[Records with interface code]

+ + +

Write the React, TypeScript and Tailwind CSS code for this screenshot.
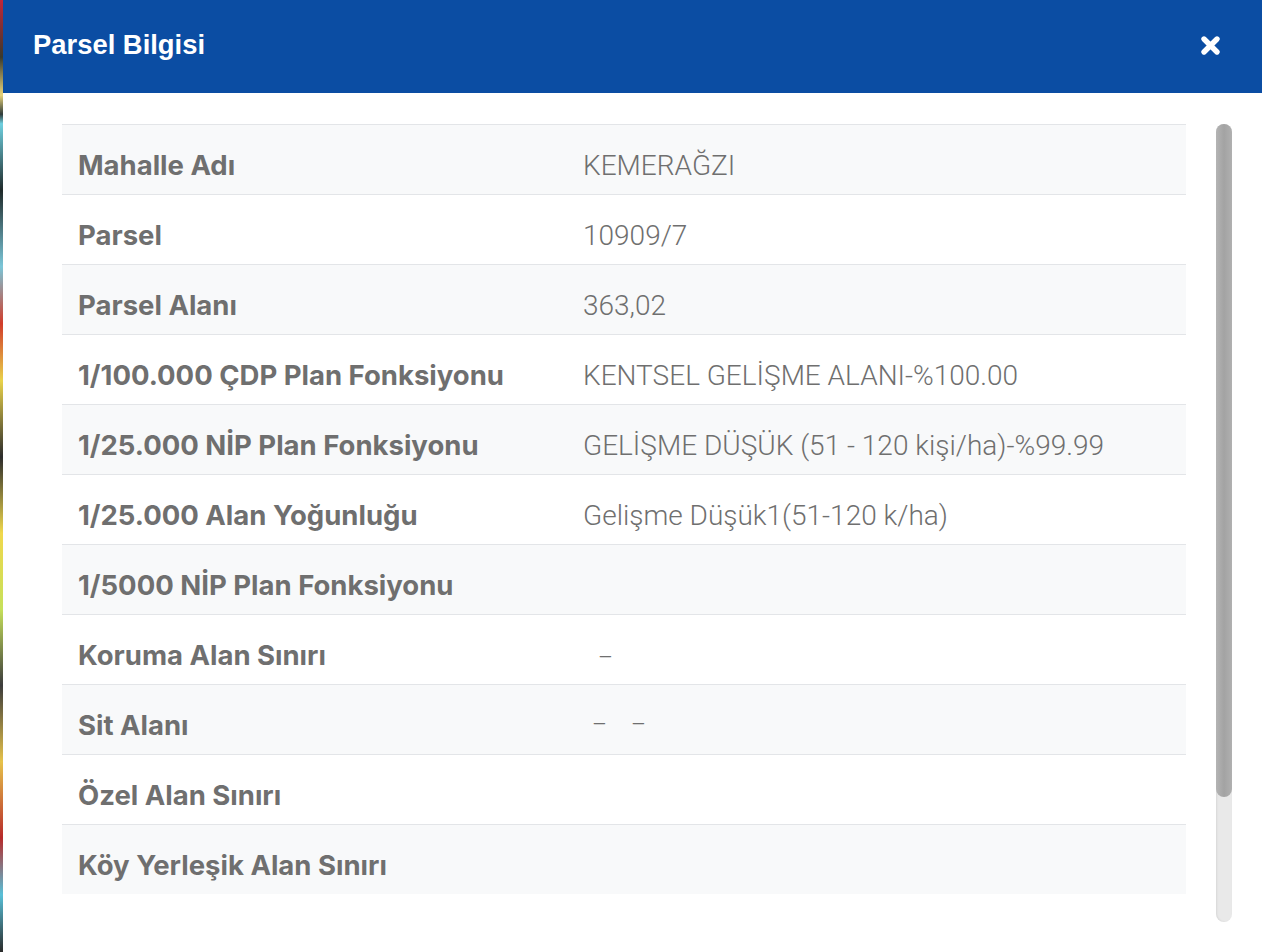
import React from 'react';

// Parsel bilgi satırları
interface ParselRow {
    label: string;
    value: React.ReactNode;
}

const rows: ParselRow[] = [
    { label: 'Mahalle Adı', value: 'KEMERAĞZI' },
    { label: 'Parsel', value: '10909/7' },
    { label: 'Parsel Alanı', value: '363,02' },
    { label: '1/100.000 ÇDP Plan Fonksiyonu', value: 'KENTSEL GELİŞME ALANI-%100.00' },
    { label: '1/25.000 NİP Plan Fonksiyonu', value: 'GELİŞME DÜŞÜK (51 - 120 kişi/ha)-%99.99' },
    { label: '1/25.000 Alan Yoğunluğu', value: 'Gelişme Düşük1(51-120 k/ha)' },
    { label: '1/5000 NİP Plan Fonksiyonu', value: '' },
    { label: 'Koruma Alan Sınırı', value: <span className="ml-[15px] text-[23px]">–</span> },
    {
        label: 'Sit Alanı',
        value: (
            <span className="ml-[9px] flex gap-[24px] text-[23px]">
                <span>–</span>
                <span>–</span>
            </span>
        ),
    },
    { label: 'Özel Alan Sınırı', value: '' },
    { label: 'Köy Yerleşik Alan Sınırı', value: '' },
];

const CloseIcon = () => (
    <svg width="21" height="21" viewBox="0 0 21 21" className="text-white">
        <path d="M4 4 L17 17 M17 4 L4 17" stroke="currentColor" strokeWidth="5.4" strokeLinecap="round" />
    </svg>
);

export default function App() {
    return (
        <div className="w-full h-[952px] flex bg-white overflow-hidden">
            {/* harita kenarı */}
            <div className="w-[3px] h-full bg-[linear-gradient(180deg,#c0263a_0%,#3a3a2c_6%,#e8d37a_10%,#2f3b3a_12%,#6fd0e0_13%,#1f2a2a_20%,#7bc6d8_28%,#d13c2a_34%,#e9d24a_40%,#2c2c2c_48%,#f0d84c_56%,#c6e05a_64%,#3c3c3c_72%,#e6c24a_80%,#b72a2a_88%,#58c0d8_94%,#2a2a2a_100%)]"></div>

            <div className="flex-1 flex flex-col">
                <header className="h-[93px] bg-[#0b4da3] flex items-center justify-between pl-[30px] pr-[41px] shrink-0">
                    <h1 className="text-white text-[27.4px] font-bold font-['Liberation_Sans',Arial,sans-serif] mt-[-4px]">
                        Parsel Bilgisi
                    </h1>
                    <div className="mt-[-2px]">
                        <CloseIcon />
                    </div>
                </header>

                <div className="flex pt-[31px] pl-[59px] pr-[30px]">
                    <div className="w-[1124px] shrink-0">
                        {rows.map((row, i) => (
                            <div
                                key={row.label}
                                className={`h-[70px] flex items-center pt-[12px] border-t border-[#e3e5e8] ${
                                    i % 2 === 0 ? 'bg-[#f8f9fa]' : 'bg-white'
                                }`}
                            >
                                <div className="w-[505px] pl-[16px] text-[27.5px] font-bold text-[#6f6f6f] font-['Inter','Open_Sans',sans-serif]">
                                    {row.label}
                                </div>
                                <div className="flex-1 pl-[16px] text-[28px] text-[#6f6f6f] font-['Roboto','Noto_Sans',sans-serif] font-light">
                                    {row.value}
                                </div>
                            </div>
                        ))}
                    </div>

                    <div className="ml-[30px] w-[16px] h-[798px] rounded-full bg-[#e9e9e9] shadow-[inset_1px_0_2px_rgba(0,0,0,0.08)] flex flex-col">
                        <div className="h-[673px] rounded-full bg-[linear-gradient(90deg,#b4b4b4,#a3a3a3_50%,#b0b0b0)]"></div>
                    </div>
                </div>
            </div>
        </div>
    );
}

+ + +

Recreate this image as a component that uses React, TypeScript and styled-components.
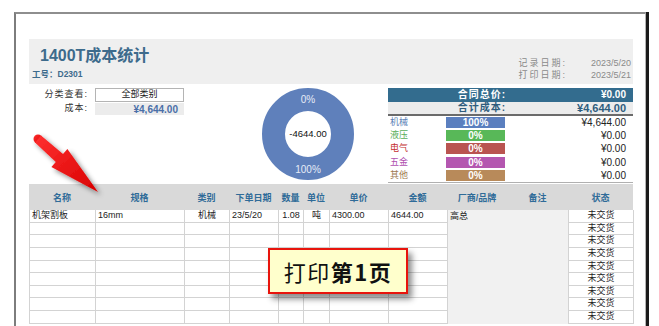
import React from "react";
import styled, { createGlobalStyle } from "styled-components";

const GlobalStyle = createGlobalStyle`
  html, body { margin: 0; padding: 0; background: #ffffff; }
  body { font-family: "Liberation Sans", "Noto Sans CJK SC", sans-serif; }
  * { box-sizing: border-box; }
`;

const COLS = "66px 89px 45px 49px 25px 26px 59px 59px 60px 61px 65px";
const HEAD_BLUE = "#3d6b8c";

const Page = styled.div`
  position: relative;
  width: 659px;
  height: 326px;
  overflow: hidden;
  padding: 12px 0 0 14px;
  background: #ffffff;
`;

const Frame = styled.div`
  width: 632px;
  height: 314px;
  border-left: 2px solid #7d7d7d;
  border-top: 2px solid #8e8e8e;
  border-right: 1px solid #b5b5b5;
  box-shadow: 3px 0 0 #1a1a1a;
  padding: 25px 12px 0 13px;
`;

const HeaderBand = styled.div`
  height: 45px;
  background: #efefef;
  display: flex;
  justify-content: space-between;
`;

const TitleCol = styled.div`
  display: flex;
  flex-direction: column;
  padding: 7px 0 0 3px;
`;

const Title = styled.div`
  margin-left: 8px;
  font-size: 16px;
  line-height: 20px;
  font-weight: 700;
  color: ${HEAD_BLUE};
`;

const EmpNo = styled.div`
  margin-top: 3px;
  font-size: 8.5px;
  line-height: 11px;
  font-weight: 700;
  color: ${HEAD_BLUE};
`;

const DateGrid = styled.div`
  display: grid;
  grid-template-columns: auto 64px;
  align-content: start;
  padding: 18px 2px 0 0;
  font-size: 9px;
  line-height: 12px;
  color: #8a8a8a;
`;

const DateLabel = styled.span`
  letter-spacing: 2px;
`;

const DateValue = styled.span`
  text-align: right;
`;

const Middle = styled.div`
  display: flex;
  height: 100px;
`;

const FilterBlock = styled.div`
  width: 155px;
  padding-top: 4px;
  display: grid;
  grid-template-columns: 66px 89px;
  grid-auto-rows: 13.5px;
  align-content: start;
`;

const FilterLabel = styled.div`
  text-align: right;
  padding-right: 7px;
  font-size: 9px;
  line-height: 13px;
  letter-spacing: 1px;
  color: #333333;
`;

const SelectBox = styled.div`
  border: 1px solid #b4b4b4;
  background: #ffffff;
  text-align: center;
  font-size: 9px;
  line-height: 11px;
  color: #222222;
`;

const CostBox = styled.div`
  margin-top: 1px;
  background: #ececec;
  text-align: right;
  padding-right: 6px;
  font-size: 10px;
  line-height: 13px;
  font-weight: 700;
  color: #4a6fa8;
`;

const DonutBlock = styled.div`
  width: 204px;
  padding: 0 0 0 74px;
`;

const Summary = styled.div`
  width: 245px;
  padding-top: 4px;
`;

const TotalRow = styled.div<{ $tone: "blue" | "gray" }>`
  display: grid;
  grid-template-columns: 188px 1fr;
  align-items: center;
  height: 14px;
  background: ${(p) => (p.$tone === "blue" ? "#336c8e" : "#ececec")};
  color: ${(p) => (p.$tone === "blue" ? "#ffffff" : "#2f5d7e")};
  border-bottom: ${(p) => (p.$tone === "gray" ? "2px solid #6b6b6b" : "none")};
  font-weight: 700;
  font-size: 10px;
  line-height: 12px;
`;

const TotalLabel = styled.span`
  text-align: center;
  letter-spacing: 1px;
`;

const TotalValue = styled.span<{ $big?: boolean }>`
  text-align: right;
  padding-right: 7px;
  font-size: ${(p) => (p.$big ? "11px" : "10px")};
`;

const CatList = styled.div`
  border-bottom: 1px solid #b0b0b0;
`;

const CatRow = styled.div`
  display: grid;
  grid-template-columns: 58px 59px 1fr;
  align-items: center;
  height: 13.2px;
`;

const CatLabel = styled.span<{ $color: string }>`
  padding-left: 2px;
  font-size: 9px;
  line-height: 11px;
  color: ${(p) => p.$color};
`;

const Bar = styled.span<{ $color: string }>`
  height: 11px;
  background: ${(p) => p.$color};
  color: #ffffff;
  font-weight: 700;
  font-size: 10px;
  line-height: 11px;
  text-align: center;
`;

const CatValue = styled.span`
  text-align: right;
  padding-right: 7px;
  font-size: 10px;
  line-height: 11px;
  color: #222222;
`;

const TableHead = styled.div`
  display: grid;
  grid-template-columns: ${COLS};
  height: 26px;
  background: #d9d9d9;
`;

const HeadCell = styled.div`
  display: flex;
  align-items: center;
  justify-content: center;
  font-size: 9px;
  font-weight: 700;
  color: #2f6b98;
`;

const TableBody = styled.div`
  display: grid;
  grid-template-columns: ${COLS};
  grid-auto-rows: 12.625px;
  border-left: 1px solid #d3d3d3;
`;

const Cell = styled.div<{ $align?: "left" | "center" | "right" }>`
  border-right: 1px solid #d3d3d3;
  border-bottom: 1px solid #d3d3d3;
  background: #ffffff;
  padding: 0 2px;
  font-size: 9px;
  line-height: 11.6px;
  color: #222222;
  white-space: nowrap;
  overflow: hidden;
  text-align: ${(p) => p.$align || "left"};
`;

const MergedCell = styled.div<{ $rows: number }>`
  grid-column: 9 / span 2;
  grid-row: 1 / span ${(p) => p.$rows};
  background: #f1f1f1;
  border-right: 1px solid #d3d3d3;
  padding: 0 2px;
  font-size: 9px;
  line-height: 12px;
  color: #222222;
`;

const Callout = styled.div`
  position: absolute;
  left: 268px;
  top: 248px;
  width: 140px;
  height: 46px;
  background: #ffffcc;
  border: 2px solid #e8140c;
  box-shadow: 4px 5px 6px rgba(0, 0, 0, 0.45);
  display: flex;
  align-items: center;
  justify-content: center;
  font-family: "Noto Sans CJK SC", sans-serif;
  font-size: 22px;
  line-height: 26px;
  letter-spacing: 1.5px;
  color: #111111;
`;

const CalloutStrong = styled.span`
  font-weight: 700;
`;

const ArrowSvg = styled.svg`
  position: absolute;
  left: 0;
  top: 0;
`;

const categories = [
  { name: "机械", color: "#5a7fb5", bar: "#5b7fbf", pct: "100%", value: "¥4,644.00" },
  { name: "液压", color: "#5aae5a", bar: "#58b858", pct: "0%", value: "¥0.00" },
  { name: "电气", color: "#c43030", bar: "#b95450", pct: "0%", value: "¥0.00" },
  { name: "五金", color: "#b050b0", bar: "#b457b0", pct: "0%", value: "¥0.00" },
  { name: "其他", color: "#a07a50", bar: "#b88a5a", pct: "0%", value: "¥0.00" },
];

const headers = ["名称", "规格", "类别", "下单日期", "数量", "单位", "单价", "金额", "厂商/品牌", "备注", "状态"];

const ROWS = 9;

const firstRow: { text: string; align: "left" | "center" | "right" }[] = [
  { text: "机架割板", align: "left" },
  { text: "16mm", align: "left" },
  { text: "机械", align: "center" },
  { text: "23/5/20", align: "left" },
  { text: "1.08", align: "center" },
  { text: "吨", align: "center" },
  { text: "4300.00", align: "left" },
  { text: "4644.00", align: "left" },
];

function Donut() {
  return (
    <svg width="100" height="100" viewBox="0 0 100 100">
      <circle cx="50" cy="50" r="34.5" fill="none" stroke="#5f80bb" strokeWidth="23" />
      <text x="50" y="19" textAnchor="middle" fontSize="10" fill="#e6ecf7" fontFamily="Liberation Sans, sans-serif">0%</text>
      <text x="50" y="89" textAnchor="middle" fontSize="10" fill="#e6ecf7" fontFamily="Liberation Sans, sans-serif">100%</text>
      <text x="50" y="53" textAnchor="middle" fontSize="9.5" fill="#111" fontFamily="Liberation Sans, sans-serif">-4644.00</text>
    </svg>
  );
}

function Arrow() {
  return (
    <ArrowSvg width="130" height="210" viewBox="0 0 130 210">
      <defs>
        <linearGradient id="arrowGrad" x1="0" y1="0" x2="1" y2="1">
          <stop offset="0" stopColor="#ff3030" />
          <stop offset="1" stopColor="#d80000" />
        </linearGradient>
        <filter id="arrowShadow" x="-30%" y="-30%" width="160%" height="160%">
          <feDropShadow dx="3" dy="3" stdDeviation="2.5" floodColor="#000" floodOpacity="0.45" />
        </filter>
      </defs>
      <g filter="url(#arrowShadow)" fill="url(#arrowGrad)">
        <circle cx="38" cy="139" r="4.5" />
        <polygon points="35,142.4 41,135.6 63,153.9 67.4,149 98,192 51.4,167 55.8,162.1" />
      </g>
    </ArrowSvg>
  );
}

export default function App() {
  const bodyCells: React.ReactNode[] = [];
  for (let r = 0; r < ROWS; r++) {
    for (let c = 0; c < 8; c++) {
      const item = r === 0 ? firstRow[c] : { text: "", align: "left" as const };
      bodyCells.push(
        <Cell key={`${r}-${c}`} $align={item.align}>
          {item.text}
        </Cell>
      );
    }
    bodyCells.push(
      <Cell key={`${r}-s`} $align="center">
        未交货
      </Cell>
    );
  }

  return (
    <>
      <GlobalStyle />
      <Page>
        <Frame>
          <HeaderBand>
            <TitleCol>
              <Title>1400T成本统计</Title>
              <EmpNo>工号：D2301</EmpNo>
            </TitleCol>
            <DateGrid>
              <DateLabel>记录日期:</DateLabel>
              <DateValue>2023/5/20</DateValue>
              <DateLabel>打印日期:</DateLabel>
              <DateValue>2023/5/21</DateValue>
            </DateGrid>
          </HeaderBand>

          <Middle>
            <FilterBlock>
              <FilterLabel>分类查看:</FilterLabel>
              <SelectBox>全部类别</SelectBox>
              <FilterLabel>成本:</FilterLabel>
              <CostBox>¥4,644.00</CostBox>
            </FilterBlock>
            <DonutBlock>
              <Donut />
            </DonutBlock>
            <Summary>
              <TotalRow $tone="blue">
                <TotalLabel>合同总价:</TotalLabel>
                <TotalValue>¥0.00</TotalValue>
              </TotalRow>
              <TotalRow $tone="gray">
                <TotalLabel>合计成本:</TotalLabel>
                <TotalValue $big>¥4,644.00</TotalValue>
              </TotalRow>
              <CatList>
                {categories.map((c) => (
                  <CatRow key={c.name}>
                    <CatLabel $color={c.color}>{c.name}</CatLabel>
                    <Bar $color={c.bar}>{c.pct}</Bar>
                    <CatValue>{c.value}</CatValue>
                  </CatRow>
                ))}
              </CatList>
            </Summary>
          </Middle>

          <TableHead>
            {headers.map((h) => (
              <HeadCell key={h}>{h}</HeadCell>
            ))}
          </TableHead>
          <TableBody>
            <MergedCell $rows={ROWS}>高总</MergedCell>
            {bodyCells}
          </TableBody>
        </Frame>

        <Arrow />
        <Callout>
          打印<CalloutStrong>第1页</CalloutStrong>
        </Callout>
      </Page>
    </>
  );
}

+ + +

DIRECTIONS ▸
Show the lines from the data above that contain the string "this".

FULL OUTPUT ▸
Write the React, TypeScript and Tailwind CSS code for this screenshot.
Recreate this image as a component that uses React, TypeScript and styled-components.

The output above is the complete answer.